SUPPLIED MATERIAL:
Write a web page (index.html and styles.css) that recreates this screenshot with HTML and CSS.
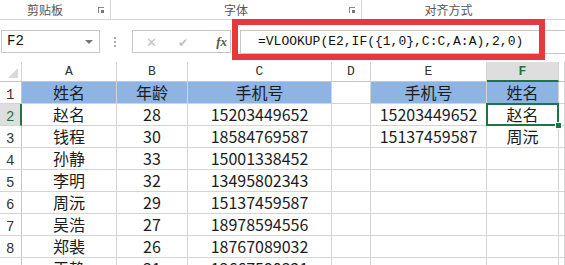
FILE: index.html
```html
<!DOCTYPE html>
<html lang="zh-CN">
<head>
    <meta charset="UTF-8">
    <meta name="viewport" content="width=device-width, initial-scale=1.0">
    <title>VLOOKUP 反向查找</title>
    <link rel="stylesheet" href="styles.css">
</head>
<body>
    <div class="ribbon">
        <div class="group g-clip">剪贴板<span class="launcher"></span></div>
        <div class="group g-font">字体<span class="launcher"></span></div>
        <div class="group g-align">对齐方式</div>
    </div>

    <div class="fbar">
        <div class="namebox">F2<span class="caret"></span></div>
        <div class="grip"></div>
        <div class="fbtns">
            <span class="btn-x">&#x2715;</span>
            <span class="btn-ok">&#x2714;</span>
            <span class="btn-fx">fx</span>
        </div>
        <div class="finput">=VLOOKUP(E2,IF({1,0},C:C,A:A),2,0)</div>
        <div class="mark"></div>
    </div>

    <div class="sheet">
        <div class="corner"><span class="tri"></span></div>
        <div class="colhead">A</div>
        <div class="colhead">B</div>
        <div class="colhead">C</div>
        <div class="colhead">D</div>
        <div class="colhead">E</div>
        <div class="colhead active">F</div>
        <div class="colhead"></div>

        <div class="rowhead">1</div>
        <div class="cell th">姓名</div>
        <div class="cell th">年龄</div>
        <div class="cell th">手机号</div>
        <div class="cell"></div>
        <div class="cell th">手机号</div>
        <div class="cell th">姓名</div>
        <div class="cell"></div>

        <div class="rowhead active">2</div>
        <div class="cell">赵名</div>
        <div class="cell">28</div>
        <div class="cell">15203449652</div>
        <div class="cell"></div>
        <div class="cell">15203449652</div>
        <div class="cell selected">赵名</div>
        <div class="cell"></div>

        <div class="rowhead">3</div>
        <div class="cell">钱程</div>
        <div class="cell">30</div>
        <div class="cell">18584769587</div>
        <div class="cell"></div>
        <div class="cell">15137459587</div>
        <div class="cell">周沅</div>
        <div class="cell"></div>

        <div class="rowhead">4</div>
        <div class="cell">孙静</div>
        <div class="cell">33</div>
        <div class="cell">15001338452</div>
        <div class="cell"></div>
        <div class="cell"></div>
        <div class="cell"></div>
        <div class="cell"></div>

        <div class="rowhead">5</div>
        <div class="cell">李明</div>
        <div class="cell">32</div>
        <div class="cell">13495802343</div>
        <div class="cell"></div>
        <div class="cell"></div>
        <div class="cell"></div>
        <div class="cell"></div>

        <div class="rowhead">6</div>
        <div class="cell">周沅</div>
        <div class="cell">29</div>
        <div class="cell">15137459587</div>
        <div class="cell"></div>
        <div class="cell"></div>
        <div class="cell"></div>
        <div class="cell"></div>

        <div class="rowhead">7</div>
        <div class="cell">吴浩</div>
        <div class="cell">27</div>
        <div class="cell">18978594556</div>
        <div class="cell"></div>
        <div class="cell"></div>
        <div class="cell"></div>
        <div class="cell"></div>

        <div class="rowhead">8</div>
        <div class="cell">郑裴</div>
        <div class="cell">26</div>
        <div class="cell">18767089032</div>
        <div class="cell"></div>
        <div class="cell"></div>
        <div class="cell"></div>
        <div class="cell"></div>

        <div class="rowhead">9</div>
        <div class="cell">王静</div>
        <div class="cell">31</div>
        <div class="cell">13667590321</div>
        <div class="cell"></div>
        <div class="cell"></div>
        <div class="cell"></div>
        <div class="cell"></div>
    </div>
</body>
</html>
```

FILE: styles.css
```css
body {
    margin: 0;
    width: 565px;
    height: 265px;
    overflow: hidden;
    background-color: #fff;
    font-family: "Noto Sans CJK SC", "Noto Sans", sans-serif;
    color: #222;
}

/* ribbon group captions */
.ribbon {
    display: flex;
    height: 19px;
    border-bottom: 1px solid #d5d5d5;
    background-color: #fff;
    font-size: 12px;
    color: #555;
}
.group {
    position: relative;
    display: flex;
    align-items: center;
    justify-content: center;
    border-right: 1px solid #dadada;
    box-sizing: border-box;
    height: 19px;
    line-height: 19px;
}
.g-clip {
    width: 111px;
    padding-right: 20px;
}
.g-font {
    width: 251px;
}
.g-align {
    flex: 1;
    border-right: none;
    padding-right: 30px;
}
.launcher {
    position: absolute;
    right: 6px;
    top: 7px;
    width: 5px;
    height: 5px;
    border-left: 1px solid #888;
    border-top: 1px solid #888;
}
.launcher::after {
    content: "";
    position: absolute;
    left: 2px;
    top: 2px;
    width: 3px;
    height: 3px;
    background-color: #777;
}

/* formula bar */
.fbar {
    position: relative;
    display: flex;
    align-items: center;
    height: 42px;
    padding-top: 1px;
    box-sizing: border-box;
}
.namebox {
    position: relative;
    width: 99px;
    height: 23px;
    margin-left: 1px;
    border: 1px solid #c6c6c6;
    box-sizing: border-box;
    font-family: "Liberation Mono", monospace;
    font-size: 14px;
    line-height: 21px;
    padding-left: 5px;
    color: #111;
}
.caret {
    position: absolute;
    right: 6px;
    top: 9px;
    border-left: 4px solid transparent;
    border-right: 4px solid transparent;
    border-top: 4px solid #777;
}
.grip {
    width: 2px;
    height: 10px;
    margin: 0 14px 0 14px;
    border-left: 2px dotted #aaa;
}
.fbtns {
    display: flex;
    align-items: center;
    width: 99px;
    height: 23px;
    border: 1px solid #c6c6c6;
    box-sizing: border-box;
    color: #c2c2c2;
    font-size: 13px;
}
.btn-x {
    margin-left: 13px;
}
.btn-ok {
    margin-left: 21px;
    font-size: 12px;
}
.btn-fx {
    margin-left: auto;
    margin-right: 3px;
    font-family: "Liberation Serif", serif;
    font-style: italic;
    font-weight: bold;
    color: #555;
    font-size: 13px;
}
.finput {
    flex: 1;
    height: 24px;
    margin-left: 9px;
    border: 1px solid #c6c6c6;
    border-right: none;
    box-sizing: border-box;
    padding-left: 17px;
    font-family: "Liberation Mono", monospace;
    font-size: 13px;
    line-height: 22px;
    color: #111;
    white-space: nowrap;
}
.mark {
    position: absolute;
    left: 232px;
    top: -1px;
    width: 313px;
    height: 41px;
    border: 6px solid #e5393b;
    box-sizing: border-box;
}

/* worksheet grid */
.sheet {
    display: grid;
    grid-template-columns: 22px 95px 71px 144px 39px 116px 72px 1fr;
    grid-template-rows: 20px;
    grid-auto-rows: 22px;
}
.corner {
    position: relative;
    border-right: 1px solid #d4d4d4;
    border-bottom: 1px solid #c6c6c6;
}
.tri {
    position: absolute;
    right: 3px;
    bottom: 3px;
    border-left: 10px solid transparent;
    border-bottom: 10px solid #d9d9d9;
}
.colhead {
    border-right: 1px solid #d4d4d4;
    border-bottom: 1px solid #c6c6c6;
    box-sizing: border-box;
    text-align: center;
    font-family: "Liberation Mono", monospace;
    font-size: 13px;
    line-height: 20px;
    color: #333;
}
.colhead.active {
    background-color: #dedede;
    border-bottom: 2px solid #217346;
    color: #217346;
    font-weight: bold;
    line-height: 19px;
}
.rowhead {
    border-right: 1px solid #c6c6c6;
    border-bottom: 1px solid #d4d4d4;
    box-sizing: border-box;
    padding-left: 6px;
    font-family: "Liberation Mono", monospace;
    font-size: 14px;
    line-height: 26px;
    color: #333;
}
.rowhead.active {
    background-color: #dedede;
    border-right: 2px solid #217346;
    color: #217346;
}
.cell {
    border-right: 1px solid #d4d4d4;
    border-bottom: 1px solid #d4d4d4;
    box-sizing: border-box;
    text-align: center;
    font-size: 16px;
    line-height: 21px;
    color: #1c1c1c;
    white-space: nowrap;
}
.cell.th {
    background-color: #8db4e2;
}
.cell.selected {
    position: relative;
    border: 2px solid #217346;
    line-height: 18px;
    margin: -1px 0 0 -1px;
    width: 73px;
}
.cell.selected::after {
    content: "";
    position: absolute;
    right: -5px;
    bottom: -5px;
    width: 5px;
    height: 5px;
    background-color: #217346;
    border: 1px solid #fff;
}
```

EXERCISE GOAL: Using the listing above, pull out all lines that hold the word "index".

TASK RESULT:
Write a web page (index.html and styles.css) that recreates this screenshot with HTML and CSS.
FILE: index.html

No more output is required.